1) The spitting hunchback.
You think I am kidding?  Tall, scrawny guy who stooped aggressively when he sat and despite the lack of any mouth hardware had a tough time keeping his saliva to himself.  Why did I go out with him?  He was a writer for Comedy Central.  He was fucking hilarious.  But I kept having to scoot my chair back from the table to avoid the precipitation until I ended up on the other side of the restaurant.  At the end of the date he said sadly, "I had a really great time and would like to do it again, but I don't get many second dates so I understand if you don't call me."  Shocker.

2) The Matt Damon Lawyer, also known as 50 First Dates.
He was a lawyer.  Who looked like Matt Damon.  Happily ever after, right?  No.  There was absolutely no chemistry between us.  He was still hung up on a shiksa he'd fallen in love with, but his family wouldn't allow him to marry outside the Jewish faith.  I counted as suitable, even though I couldn't tell you what any of the Jewish holidays mean, and we both seemed like someone the other should fall in love with, so we kept going out.  But we never got past the stilted, awkward conversation of a first date.  We didn't go out 50 times, more like 7 or 8, before I grudgingly admitted that, because the fates have a sick, twisted sense of humor, I wasn't attracted to him and he wasn't attracted to me.

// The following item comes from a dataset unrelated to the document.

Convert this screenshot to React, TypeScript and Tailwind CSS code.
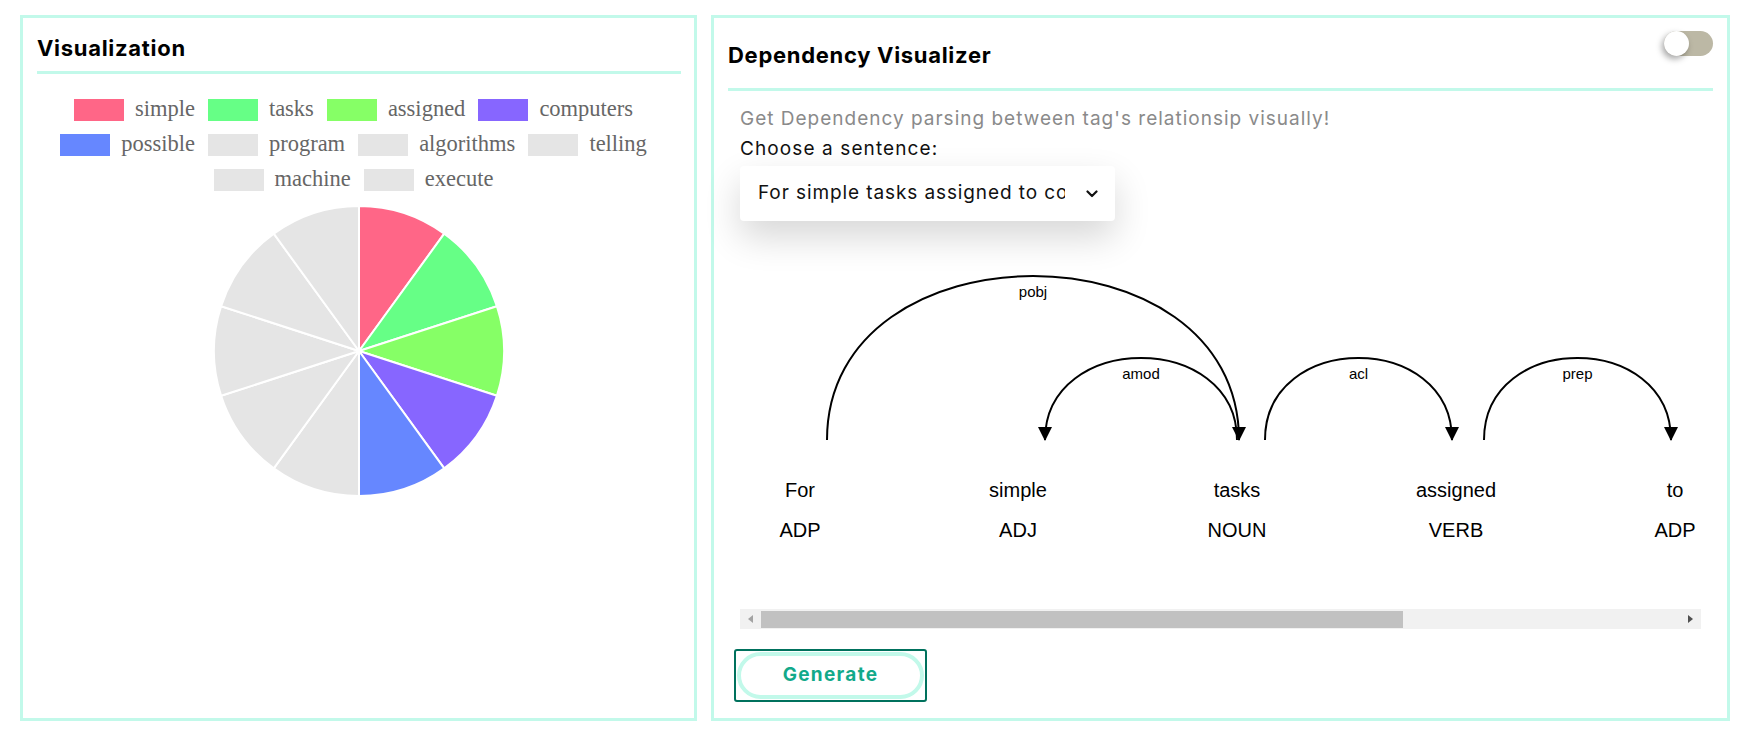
import React from 'react';

type LegendItem = { label: string; swatch: string; fill: string };

const items: LegendItem[] = [
  { label: 'simple', swatch: 'bg-[#ff6687]', fill: '#ff6687' },
  { label: 'tasks', swatch: 'bg-[#66ff86]', fill: '#66ff86' },
  { label: 'assigned', swatch: 'bg-[#86ff66]', fill: '#86ff66' },
  { label: 'computers', swatch: 'bg-[#8766ff]', fill: '#8766ff' },
  { label: 'possible', swatch: 'bg-[#6687ff]', fill: '#6687ff' },
  { label: 'program', swatch: 'bg-[#e5e5e5]', fill: '#e5e5e5' },
  { label: 'algorithms', swatch: 'bg-[#e5e5e5]', fill: '#e5e5e5' },
  { label: 'telling', swatch: 'bg-[#e5e5e5]', fill: '#e5e5e5' },
  { label: 'machine', swatch: 'bg-[#e5e5e5]', fill: '#e5e5e5' },
  { label: 'execute', swatch: 'bg-[#e5e5e5]', fill: '#e5e5e5' },
];

const legendRows = [items.slice(0, 4), items.slice(4, 8), items.slice(8)];

const PieChart: React.FC = () => {
  const cx = 150;
  const cy = 150;
  const r = 145;
  const step = (Math.PI * 2) / items.length;
  return (
    <svg width="300" height="300" viewBox="0 0 300 300">
      {items.map((it, i) => {
        const a0 = -Math.PI / 2 + i * step;
        const a1 = a0 + step;
        const x0 = cx + r * Math.cos(a0);
        const y0 = cy + r * Math.sin(a0);
        const x1 = cx + r * Math.cos(a1);
        const y1 = cy + r * Math.sin(a1);
        return (
          <path
            key={it.label}
            d={`M${cx},${cy} L${x0},${y0} A${r},${r} 0 0 1 ${x1},${y1} Z`}
            fill={it.fill}
            stroke="#ffffff"
            strokeWidth={2}
            strokeLinejoin="round"
          />
        );
      })}
    </svg>
  );
};

const words = [
  { text: 'For', tag: 'ADP', x: 60 },
  { text: 'simple', tag: 'ADJ', x: 278 },
  { text: 'tasks', tag: 'NOUN', x: 497 },
  { text: 'assigned', tag: 'VERB', x: 716 },
  { text: 'to', tag: 'ADP', x: 935 },
];

// arcs: from/to in svg x, arrow at "head", apex = top y of curve
const arcs = [
  { label: 'pobj', from: 87, to: 499, head: 499, apex: 47 },
  { label: 'amod', from: 305, to: 497, head: 305, apex: 129 },
  { label: 'acl', from: 525, to: 712, head: 712, apex: 129 },
  { label: 'prep', from: 744, to: 931, head: 931, apex: 129 },
];

const BASE = 211;

const DependencyGraph: React.FC = () => (
  <svg width="961" height="380" viewBox="0 0 961 380" className="block overflow-visible font-['Liberation_Sans',Arial,sans-serif]">
    {arcs.map((a) => {
      const ctrl = BASE - ((BASE - a.apex) * 4) / 3;
      return (
        <g key={a.label}>
          <path
            d={`M${a.from},${BASE} C${a.from},${ctrl} ${a.to},${ctrl} ${a.to},${BASE}`}
            fill="none"
            stroke="#000"
            strokeWidth={2}
          />
          <text x={(a.from + a.to) / 2} y={a.apex + 21} textAnchor="middle" fontSize="15" fill="#000">
            {a.label}
          </text>
          <path d={`M${a.head},${BASE + 1} L${a.head - 7},${BASE - 13} L${a.head + 7},${BASE - 13} Z`} fill="#000" />
        </g>
      );
    })}
    {words.map((w) => (
      <g key={w.text}>
        <text x={w.x} y={268} textAnchor="middle" fontSize="20" fill="#000">
          {w.text}
        </text>
        <text x={w.x} y={308} textAnchor="middle" fontSize="20" fill="#000">
          {w.tag}
        </text>
      </g>
    ))}
  </svg>
);

const App: React.FC = () => {
  return (
    <div className="w-[1743px] h-[740px] bg-white flex gap-[14px] pl-5 pt-[15px] font-['Inter',sans-serif]">
      {/* Visualization */}
      <section className="w-[677px] h-[706px] border-[3px] border-[#c2f9ea] px-[14px] pr-[13px] flex flex-col">
        <h2 className="pt-[15px] mb-[8px] text-[22px] leading-[30px] font-bold text-black tracking-[0.7px]">Visualization</h2>
        <div className="h-[3px] bg-[#c2f9ea]" />
        <div className="mt-[18px] pr-[11px] flex flex-col font-['Liberation_Serif','Times_New_Roman',serif] text-[22.5px] text-[#666]">
          {legendRows.map((row, ri) => (
            <div key={ri} className="h-[35px] flex items-center justify-center">
              {row.map((it, i) => (
                <div key={it.label} className={`flex items-center ${i > 0 ? 'ml-[13px]' : ''}`}>
                  <span className={`w-[50px] h-[22px] ${it.swatch}`} />
                  <span className="ml-[11px] leading-none">{it.label}</span>
                </div>
              ))}
            </div>
          ))}
        </div>
        <div className="mt-[4px] flex justify-center">
          <PieChart />
        </div>
      </section>

      {/* Dependency Visualizer */}
      <section className="w-[1019px] h-[706px] border-[3px] border-[#c2f9ea] px-[14px] flex flex-col">
        <div className="h-[70px] flex items-start justify-between">
          <h2 className="pt-[22px] text-[22px] leading-[30px] font-bold text-black tracking-[0.7px]">Dependency Visualizer</h2>
          <div className="mt-[13px] w-[49px] h-[25px] rounded-full bg-[#bcb8a5] relative">
            <span className="absolute left-0 top-0 w-[25px] h-[25px] rounded-full bg-white shadow-[-2px_3px_6px_rgba(0,0,0,0.35)]" />
          </div>
        </div>
        <div className="h-[3px] bg-[#c2f9ea]" />
        <div className="pl-[12px] pr-[12px] flex flex-col">
          <p className="mt-[13px] text-[19px] leading-[30px] tracking-[1px] text-[#8a8a8a]">Get Dependency parsing between tag's relationsip visually!</p>
          <p className="text-[19px] leading-[30px] tracking-[1.1px] text-[#111]">Choose a sentence:</p>
          <div className="mt-[2px] w-[375px] h-[55px] rounded-[4px] bg-white shadow-[0_16px_36px_rgba(0,0,0,0.16)] flex items-center pl-[18px] pr-[17px]">
            <span className="w-[307px] overflow-hidden whitespace-nowrap text-[19px] tracking-[0.9px] text-[#111]">For simple tasks assigned to co</span>
            <svg className="ml-auto" width="12" height="8" viewBox="0 0 12 8">
              <polyline points="1.5,1.5 6,6 10.5,1.5" fill="none" stroke="#111" strokeWidth="2.2" strokeLinecap="round" strokeLinejoin="round" />
            </svg>
          </div>
          <div className="mt-[8px] w-[961px] h-[380px] overflow-hidden">
            <DependencyGraph />
          </div>
          {/* horizontal scrollbar */}
          <div className="w-[961px] h-[20px] bg-[#f1f1f1] flex items-center relative">
            <svg className="absolute left-[8px] top-[6px]" width="5" height="8" viewBox="0 0 5 8">
              <path d="M5,0 L0,4 L5,8 Z" fill="#a3a3a3" />
            </svg>
            <div className="ml-[21px] w-[642px] h-[17px] bg-[#c1c1c1]" />
            <svg className="absolute right-[8px] top-[6px]" width="5" height="8" viewBox="0 0 5 8">
              <path d="M0,0 L5,4 L0,8 Z" fill="#505050" />
            </svg>
          </div>
          <button className="-ml-[6px] mt-[20px] w-[193px] h-[53px] border-2 border-[#00715d] rounded-[3px] p-[1px] bg-white">
            <span className="flex w-full h-full items-center justify-center rounded-full border-[4px] border-[#c2f9ea] text-[19px] tracking-[1.3px] font-bold text-[#12a98a]">
              Generate
            </span>
          </button>
        </div>
      </section>
    </div>
  );
};

export default App;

3) The Guy Who Couldn't Find Chocolate in February
Cute guy.  Can't remember what he did for a living.  Great idea for a first date - the Met - but when I met him on the steps of the museum he handed me a grocery bag.  In this grocery bag was a box of nondescript cookies.  I looked at him, puzzled, and he explained, "I wanted to get you chocolates but I couldn't find any."  It was the first week of February.  You couldn't make a move anywhere in the city without knocking over a Valentine's Day display.  So I had to assume either he had this box of cookies sitting around his apartment that he wanted to get rid of, or he was blind, or he was a complete fucking moron.  

4) The Simpson's Guy
He was a screenwriter.  Score!  Except screenwriters are jittery, socially phobic introverts.  At least, this one was.  If I remember correctly he had something to do with one of the Scream movies, but after most of us had moved on from the genre.  Maybe the third one.  Or was there a fourth?  In any case, this was the only thing he could talk about, not in a bragging way, but in a "I don't really have any other personality trait" kind of way.  We met at a bar, and over the bar was a television on which played a muted Simpsons cartoon.  He spent the entire evening watching the Simpsons over my head and occasionally throwing in some Simpsons trivia for my enjoyment.  I got the feeling the Simpsons were his security blanket, and maybe he'd tipped the bartender to put it on so he wouldn't have a panic attack during the date.

5) The Guy on Drugs
He called on a Tuesday night around 7 and asked if I was free.  I thought, why not? He was already seated at the bar when I got there, and seemed very nervous.  Like, the FBI are going to find me here any minute kind of nervous.  He was practically vibrating.  He kept drumming the table.  His knees bounced up and down so rapidly they were a blur.  When I asked if he was all right he replied, wild-eyed, "Oh man, I just did a LOT of drugs."

There are so many more.  And I know I was a story in some of their repertoires as well.  Like the time a blind date took me to the Four Seasons for a drink and I tried to sip my Diet Coke out of a glass stirrer because I was twenty four and had never been anywhere fancier than the Hot Wings for 10 cents place back home.  And the guy I met for a beer whom I apparently offended in some incredibly grievous way because he abruptly cut the date short and then wouldn't walk me home.  It was New York City, it was late, and a neighbor had recently been attacked by a serial rapist in her vestibule.  Even an asshole's company was preferable to walking home alone.  But apparently he thought this was a ruse to have sex with him, on account of he'd been so charming all evening, and resisted until I decided my mace was the only gentleman I could count on that night.  On his list, I was probably That Offensive Woman Who Tried to Get Me to Sleep with Her With a Bullshit Serial Rapist Story.

I don't think my self-esteem could take another round of this at my advanced age. Or rather, at my advanced age I no longer have the patience for another round.  But there are many fish in the sea and every pot has a lid and you have to get right back on that horse.  

But first I'm going to wait a little longer for Sean Connery to fall out of the sky.